Si bien Lewis Allen cuenta otros muchos sucesos explotados por el sensacionalismo, pone el acento en el vuelo de Charles A. Lindbergh, que lo convirtió no sólo en el ídolo absoluto sino prácticamente en un dios. Habría que recordar que el vuelo de Lindbergh no era el primer cruce del Atlántico por aire. Son muchos los ejemplos que Lewis Allen da al respecto, pero nos interesan más sus conclusiones. "¿Por qué esa idolatría hacia Lindbergh?" La explicación es sencilla. Una nación desilusionada, alimentada con heroísmos baratos y escándalos y crímenes, se rebelaba contra la baja estimación de la naturaleza humana que se había permitido aceptar. Durante años el pueblo norteamericano había sido espiritualmente hambreado. (") El sensacionalismo había dado al público héroes contemporáneos ante los cuales prosternarse, pero estos héroes, con suculentas ganancias provenientes de contratos cinematográficos y de artículos escritos por redactores de alquiler no resultaban del todo convincentes. (") Y de pronto Lindbergh proporcionó romanticismo, caballerosidad, abnegación: helos ahí corporizados en un moderno Galahad para una generación que había abandonado a todos los Galahad. (") Y la maquinaria del sensacionalismo estaba preparada, esperando para elevarlo a un lugar en que todos los ojos pudiesen verlo. ¿Es de extrañar entonces que su recepción pública adquiriese los aspectos de una vasta resurrección religiosa?".

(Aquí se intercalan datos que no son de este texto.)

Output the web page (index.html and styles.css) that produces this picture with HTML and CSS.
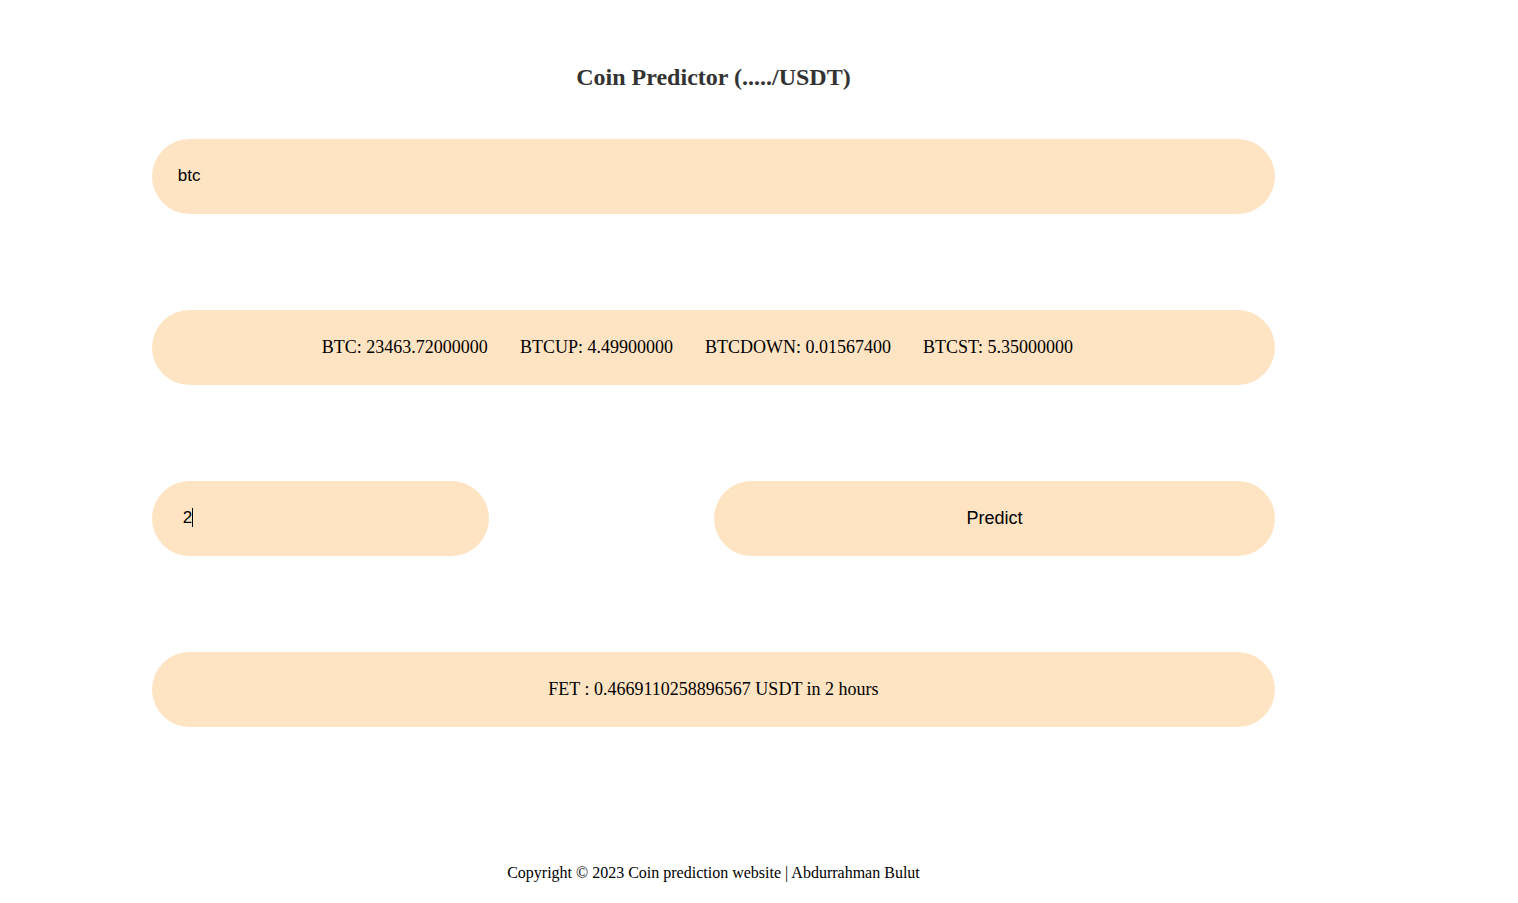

Después de él continuó la oleada de quienes buscaban en el deporte la forma de transformarse en ídolos, héroes de una nación hundida en gran parte en la mediocridad. Hoy (en este invierno del 2010) se pondrá fin a un espectáculo deportivo que ha concitado la atención de millones y millones de espectadores. ¿Se enojará el lector si decimos que nuestra mayor alegría sea saber que un pulpo (un pulpo de verdad) adiviné quien será el ganador de un partido, en este caso de la final del Mundial de Fútbol? No sabemos, al escribir estas líneas si el pulpo adivino acertó y se comió el mejillón que tenía que comerse. Esperamos que acierte y que el pulpo tenga, cuando llegue el momento, el monumento que se merece más que nadie. Creo que sería la primera vez, en la historia del hombre, que un pulpo, contará con un monumento y más aún hasta es posible que su figura se haga alguna instalación que a lo mejor obtiene un primer premio en alguna de las bienales de arte que en estos tiempos abundan.